Normalerweise bin ich eher selten in der Administration unseres Kontaktlinseninstituts anzutreffen, aber hin und wieder ergibt sich natürlich die Gelegenheit, die eintreffenden Kunden selbst zu bedienen.
Die stark geröteten Augen der jungen Frau fielen mir sofort auf. Sie fragte schüchtern, ob ich ihr einen Termin zur Kontrolle geben könne, da sie seit einiger Zeit massive Probleme mit ihren Monatslinsen hätte. Der Leidensdruck war deutlich spürbar und der von mir kurzfristige Terminvorschlag wurde von ihr sofort angenommen.
Einen Tag später sass sie nun bei mir im Anpassungsraum und beschrieb mir ihre letzten vier Jahre des Linsentragens, eine echte „Linsen-Odyssee“. Sie wurde bereits als 15jährige mit Monatslinsen versorgt und trug diese Linsen täglich von morgens bis abends. Vor vier Jahren wurde das Linsentragen durch eine Hornhautentzündung auf beiden Augen jäh unterbrochen. Eine weitere Entzündung der Hornhaut wiederholte sich zwei Jahre später. Der damalige Augenoptiker tauschte die Monatslinsen durch ein anderes Wegwerflinsenprodukt aus. Als der Augenarzt die massiven Vaskularisationen (Gefässeinsprossungen) der Hornhaut feststellte, bat er seine Patientin zu einem Kontaktlinseninstitut zu wechseln.

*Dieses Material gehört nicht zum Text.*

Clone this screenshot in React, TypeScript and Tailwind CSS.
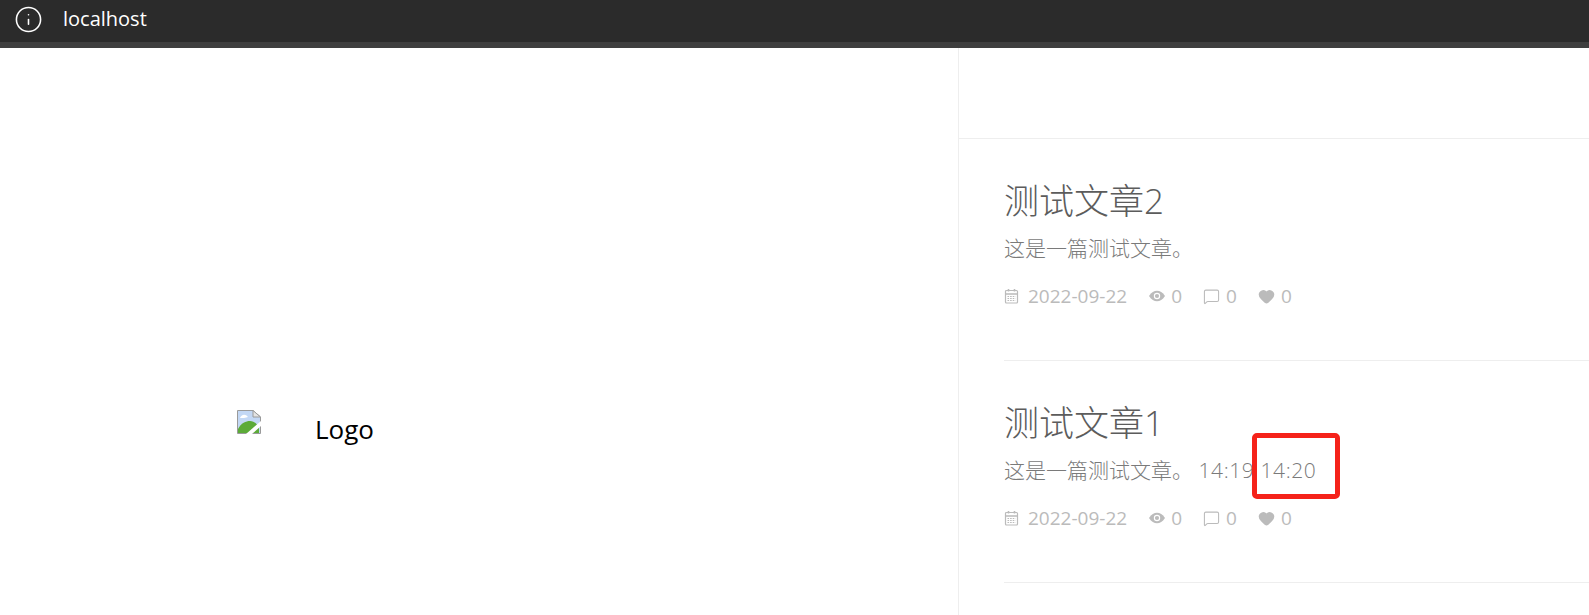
import { Heart, Info, MessageSquare } from "lucide-react";

const cjk = { fontFamily: '"Open Sans", "Noto Sans CJK SC", sans-serif' };

function CalendarIcon() {
  return (
    <svg width="15" height="16" viewBox="0 0 15 16" fill="none" stroke="#bbbbbb" strokeWidth="1.2">
      <rect x="1.5" y="2.5" width="12" height="12.5" rx="1" />
      <path d="M1.5 6h12M4.5 1v2.5M10.5 1v2.5" strokeWidth="1.6" />
      <path d="M3.5 8.5h8M3.5 10.5h8M3.5 12.5h8" strokeDasharray="1.6 1" />
    </svg>
  );
}

function EyeIcon() {
  return (
    <svg className="ml-[22px]" width="16" height="12" viewBox="0 0 17 12">
      <path d="M0 6C2.5 2 5.5 0.5 8.5 0.5S14.5 2 17 6C14.5 10 11.5 11.5 8.5 11.5S2.5 10 0 6Z" fill="#bbbbbb" />
      <circle cx="8.5" cy="6" r="3.4" fill="#ffffff" />
      <circle cx="8.5" cy="6" r="2.2" fill="#bbbbbb" />
    </svg>
  );
}

function BrokenImage() {
  return (
    <svg width="24" height="24" viewBox="0 0 24 24">
      <path d="M0.5 0.5H16L23.5 7V23.5H0.5Z" fill="#c3d8f5" stroke="#9a9a9a" />
      <path d="M16 0.5V7H23.5Z" fill="#e4e4e4" stroke="#9a9a9a" />
      <path d="M1 23V19C4 13 9 11 13 11C17 11 20 14 22 17V23Z" fill="#5cab38" />
      <path d="M3 8C4 5 8 3 11 7C9 8 5 8 3 8Z" fill="#ffffff" />
      <path d="M24 11L9 24H15L24 16Z" fill="#ffffff" />
    </svg>
  );
}

function Meta() {
  return (
    <div className="flex items-center text-[19px] leading-6 text-[#bbbbbb]">
      <CalendarIcon />
      <span className="ml-[9px]">2022-09-22</span>
      <EyeIcon />
      <span className="ml-[6px]">0</span>
      <MessageSquare className="ml-[21px]" size={17} stroke="#bbbbbb" strokeWidth={1.5} />
      <span className="ml-[6px]">0</span>
      <Heart className="ml-[21px]" size={17} fill="#bbbbbb" stroke="#bbbbbb" />
      <span className="ml-[6px]">0</span>
    </div>
  );
}

function Post({ title, children }: { title: string; children: React.ReactNode }) {
  return (
    <article className="h-[222px] border-b border-[#eeeeee] pt-[37px]">
      <h2 className="text-[35px] leading-[50px] font-light text-[#5c5c5c]">{title}</h2>
      <p className="mt-[7px] text-[21px] leading-[30px] font-light text-[#7a7a7a]">{children}</p>
      <div className="mt-[21px]">
        <Meta />
      </div>
    </article>
  );
}

export default function App() {
  return (
    <div className="relative h-[615px] w-[1589px] overflow-hidden bg-white" style={cjk}>
      <header className="flex h-[48px] items-start border-b-[6px] border-[#3f3f3f] bg-[#2b2b2b] pl-[14px] text-white">
        <Info className="mt-[5px]" size={29} strokeWidth={1.3} />
        <span className="mt-[7px] ml-[20px] text-[20px] leading-6" style={{ fontFamily: '"Open Sans", sans-serif' }}>
          localhost
        </span>
      </header>
      <main className="flex h-[567px]">
        <section className="flex w-[958px] shrink-0 items-start pt-[362px] pl-[237px] text-black">
          <BrokenImage />
          <span className="mt-[3px] ml-[54px] text-[26px] leading-8" style={{ fontFamily: '"Open Sans", sans-serif' }}>
            Logo
          </span>
        </section>
        <section className="flex-1 border-l border-[#eeeeee]">
          <div className="h-[91px] border-b border-[#eeeeee]" />
          <div className="pl-[45px]">
            <Post title="测试文章2">这是一篇测试文章。</Post>
            <Post title="测试文章1">
              这是一篇测试文章。 <span className="tracking-[0.6px]">14:19 14:20</span>
            </Post>
          </div>
        </section>
      </main>
      <div className="absolute top-[433px] left-[1252px] h-[66px] w-[88px] rounded-[5px] border-[5px] border-[#f5221a]" />
    </div>
  );
}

Bildbeschreibung: zirkuläre Vaskularisationen Grad 3, deutliche Injektion Grad 3
Bildbeschreibung: Cornea nach Abnahme der Austauschlinse mit Fluoreszein
Meine Kundin beschrieb mir das ständige Fremdkörpergefühl, die täglich stark geröteten Augen, das nur noch stundenweise Tragen der Kontaktlinsen und besonders die häufigen Kopfschmerzen.
Nach der objektiven Beurteilung, Refraktion und einer Topographieaufnahme mit dem Keratograph, setzte ich ihr formstabilen Probelinsen auf. Normalerweise wird ein langjähriger Weichlinsenträger zunächst ein leichtes Fremdkörpergefühl spüren, aber meine Kundin meinte, es fühle sich auf alle Fälle besser an als zuvor.

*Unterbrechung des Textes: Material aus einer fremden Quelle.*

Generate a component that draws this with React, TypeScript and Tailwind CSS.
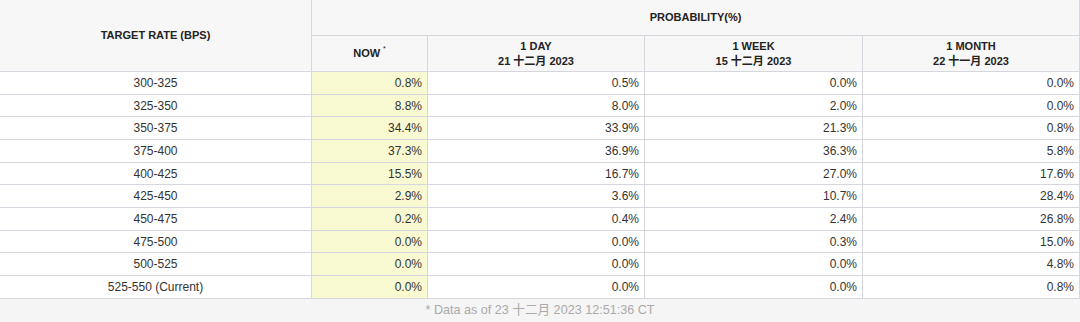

Jeden Monat bat ich sie zur Nachkontrolle vorbei zu schauen, damit ich die Hornhautoberfläche begutachten und auch messen konnte. Die Hornhautradien veränderten sich in dieser kurzen Zeit sukzessiv, was heisst, sie wurden allmählich wieder flacher und gingen wieder in den ursprünglichen topographischen Zustand zurück. Nach drei Monaten wurde beidseits eine ganze Dioptrie weniger Minus gebraucht, als zu Beginn der Anpassung.
Beispiel rechtes Auge:
1. Messung nach Entnahme der Austauschlinse:
- rh: 7.53mm
- rv: 7.41mm
- A: 18.6°
- Ast.: 0.7dpt
- Exz.: 0.57
Messung nach drei Monaten:
- rh: 7.70mm
- rv: 7.62mm
- A: 166.4°
- Ast.: 0.4dpt
- Exz: 0.14
Meine Kundin trägt inzwischen problemlos ihre formstabilen Linsen. Die Kopfschmerzen sind verschwunden und der objektive Befund ist einwandfrei, abgesehen von den „Geistergefässen“.
Tipps für Kontaktlinsenanpasser:
- Die Anpassung über einen längeren Zeitraum, bei möglichst kurzen Nachkontrollintervallen, beobachten.
- Vergleichsmessungen mit dem Keratograph durchführen und gegebenenfalls die Anpassung auf die neuen Parameter abstimmen.
- Regelmässige topographische Messungen bei der Nachkontrolle zeigen frühzeitig eventuelle Veränderungen der Hornhautgeometrie. Dies ist besonders wichtig bei Austauschlinsen, bzw. bei allen weichen Kontaktlinsen.
- In der Nachkontrolle von Weichlinsenträgern gehört die Überprüfung der Hornhaut mit Fluoreszein zur Nachkontrollroutine.